No altarzinho da casa, a imagem de Nossa Senhora Aparecida, talhada em madeira e envolta num manto azul bordado, guardava a casa, protegendo seus moradores devotos. Certa vez, um objeto inusitado fora colocado sob seus pés — um maço de cigarros. Tia Regina, recorrendo ao auxílio da santa, fizera, junto com a irmã Inês, promessa para parar de fumar. Inês livrara-se dos cigarros alguns anos antes, quando os quatro filhos ainda eram pequenos. Um deles, Ricardo Bianchi, adolescente, movido pela curiosidade e pela oportunidade, tirava, diariamente, dos pés da santa, um cigarro. Fumava-o escondido, com os amigos da escola, durante os intervalos, no pátio do Liceu Nova Piracicaba.
Quando entrou na faculdade em Botucatu para cursar engenharia florestal, sentiu-se livre e percebeu que poderia decidir se parava ou se continuava fumando. Na república em que morava, cinco dos oito moradores fumavam, apesar de adotarem estilo de vida saudável em outros aspectos: faziam refeições balanceadas e praticavam esportes. Ricardo usava a bicicleta para ir à faculdade, na Fazenda Lajeado, zona rural de Botucatu e participava dos jogos estudantis da universidade jogando futebol e voleibol.

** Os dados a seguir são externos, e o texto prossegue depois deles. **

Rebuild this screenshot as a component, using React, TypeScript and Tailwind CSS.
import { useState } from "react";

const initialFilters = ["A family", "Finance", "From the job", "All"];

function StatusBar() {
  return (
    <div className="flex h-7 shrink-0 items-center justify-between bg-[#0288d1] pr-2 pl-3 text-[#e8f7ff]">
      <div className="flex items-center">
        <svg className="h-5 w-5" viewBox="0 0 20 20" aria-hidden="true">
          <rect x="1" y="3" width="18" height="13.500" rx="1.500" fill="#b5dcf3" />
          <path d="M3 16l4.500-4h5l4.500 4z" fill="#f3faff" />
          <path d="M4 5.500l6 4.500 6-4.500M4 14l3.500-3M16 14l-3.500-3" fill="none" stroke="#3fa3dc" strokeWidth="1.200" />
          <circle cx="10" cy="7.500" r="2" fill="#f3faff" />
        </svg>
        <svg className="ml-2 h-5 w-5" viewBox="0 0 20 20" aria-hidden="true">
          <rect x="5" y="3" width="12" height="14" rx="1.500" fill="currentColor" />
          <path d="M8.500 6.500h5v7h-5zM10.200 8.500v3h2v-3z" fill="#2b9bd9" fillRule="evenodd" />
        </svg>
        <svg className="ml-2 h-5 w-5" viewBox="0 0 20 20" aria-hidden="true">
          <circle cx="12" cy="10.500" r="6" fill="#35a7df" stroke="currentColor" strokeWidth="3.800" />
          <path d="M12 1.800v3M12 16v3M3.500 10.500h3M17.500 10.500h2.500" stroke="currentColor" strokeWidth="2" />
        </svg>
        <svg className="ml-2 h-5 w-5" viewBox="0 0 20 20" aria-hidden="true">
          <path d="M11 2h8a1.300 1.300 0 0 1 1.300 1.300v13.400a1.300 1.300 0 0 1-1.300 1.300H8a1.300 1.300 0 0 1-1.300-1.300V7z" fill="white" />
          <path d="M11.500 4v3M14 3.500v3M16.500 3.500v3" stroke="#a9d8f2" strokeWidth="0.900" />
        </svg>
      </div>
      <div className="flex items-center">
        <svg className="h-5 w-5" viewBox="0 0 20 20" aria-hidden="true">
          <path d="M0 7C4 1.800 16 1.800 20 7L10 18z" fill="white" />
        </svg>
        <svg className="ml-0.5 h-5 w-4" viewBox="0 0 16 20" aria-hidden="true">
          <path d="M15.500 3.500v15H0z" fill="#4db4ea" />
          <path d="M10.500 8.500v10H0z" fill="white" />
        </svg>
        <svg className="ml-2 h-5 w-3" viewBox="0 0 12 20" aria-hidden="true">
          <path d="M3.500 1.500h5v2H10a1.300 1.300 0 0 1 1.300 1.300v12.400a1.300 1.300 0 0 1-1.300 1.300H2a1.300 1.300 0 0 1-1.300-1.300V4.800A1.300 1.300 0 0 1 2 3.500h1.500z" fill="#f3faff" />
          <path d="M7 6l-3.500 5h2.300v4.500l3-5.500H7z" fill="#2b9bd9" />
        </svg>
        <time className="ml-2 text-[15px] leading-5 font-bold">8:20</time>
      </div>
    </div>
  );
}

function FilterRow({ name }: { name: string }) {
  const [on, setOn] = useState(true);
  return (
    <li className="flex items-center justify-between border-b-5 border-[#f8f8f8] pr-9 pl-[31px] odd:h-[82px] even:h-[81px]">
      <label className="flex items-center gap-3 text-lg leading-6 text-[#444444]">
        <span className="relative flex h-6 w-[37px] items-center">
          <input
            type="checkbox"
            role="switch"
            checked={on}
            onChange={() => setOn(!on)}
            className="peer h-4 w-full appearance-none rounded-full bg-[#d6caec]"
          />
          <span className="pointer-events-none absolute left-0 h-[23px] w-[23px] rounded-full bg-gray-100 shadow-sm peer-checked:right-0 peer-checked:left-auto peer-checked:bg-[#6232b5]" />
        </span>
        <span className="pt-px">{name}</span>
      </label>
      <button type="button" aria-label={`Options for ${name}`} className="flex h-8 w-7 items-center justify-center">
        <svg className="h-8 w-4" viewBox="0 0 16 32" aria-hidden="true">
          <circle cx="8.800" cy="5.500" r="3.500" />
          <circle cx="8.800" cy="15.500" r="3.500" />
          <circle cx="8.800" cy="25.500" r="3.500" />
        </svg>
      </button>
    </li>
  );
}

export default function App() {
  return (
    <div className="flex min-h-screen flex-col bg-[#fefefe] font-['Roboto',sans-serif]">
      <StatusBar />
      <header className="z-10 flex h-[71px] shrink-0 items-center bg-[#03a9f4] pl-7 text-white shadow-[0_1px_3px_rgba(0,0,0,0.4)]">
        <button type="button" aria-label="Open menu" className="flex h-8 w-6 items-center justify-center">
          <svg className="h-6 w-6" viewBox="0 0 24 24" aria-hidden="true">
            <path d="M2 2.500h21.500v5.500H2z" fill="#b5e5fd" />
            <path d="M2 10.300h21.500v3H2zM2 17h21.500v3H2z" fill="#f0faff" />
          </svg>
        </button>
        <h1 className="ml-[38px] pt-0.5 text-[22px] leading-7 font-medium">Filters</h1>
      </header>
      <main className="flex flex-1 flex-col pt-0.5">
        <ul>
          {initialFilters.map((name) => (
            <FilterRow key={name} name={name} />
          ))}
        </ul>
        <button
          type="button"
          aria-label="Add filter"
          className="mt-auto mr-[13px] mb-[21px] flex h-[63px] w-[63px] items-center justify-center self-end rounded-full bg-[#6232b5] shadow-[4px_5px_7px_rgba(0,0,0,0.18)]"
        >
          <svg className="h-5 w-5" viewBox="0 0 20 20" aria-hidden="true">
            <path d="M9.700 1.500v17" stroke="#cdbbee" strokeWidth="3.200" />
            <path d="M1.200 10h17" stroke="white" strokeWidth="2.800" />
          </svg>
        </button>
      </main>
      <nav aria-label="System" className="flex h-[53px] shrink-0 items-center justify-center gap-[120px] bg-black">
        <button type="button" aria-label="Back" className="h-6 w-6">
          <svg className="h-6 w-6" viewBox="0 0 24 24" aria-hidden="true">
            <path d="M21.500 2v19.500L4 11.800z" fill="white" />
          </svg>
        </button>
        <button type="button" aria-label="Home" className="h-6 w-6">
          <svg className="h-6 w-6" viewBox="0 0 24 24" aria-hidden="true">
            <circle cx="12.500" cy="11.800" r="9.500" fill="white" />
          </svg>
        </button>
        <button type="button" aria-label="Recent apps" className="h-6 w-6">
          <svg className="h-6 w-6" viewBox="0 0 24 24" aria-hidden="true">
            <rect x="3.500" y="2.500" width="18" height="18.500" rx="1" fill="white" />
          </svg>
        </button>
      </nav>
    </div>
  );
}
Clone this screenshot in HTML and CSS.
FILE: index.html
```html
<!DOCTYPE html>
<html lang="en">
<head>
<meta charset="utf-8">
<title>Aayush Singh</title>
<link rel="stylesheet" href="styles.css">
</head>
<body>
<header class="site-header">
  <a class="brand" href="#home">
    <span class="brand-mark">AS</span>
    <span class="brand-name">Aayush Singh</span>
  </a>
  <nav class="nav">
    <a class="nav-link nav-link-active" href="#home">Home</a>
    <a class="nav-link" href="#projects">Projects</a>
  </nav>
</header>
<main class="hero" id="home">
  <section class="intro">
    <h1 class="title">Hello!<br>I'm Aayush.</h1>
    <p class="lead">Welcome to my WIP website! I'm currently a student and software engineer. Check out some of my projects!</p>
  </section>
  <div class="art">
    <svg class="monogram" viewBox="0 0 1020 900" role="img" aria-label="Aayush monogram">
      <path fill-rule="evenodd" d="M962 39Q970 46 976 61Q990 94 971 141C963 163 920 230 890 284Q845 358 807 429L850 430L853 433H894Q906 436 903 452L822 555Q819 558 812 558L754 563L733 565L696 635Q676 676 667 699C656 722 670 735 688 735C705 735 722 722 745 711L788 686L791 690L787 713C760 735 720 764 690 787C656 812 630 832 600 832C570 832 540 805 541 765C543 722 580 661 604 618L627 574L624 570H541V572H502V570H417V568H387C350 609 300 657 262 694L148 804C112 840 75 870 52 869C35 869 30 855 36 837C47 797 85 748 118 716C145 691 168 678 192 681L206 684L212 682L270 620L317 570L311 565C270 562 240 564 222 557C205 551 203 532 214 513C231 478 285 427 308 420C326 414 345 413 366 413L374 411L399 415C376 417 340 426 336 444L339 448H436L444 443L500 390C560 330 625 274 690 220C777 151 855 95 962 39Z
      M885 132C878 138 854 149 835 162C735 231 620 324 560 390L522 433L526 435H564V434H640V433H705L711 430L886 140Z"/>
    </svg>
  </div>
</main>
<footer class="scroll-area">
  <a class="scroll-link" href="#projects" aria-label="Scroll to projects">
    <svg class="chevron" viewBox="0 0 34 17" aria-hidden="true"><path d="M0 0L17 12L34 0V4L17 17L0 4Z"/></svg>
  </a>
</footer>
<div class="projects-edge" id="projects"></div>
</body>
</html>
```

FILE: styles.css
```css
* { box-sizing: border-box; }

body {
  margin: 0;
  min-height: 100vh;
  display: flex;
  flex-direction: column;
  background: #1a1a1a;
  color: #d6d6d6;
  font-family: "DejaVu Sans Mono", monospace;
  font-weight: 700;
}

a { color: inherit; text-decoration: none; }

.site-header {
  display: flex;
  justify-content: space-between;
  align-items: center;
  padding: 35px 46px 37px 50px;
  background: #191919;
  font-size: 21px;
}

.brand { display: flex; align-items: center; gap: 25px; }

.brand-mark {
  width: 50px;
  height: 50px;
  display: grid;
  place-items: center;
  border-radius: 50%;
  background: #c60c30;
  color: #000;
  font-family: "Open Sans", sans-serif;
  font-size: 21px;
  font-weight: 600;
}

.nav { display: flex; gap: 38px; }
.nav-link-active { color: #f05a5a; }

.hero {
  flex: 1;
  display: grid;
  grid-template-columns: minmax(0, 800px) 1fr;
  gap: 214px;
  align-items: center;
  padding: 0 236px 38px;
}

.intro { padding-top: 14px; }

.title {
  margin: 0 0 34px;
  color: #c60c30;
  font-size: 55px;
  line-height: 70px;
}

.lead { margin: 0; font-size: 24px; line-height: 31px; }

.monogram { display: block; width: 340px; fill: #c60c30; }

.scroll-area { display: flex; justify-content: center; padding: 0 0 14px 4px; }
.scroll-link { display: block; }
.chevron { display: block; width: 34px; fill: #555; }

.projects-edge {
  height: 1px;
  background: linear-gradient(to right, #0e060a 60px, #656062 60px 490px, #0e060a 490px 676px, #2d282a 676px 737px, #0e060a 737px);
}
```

O início do tabagismo acontece até os 19 anos de idade em 90% dos fumantes. Segundo a OMS — Organização Mundial da Saúde —, quanto mais cedo o jovem começa a fumar, maior o grau de dependência nicotínica e mais difícil livrar-se do vício. O jovem começa a fumar por curiosidade, para fazer parte do grupo, por problemas na família ou na escola e, em cerca de três meses de utilização do produto, já se torna dependente. Ele tem a sensação de que pode parar de fumar quando quiser, mas isso não acontece, porque instala-se a dependência química e, ao tentar parar, vem os sintomas da abstinência.
Ricardo, vinte anos depois, em agosto de 2020, aos 37 anos, casado e com uma filha de dois anos, temera complicações pela COVID — era o começo da pandemia — e procurou-me para tratar o tabagismo. Fumava apenas sete cigarros por dia, mas não conseguia se livrar deles. Nos primeiros dias, a abstinência veio na forma de formigamento e secura na boca e dificuldade na concentração. Incentivei-o a realizar atividades que lhe davam prazer como caminhar com o cachorro, por exemplo, além de usar a medicação prescrita.
Hoje, o rendimento no esporte melhorou — faz aulas de natação na academia Position e pratica corrida. Conseguiu controlar a ansiedade em sessões quinzenais de terapia com psicóloga e sente a autoestima muito elevada.
Desconheço o que aconteceu com a tia Regina, se conseguiu manter a promessa para Nossa Senhora Aparecida, mas, por certo, ficaria entristecida em saber que fora o vetor para a iniciação do sobrinho no tabagismo.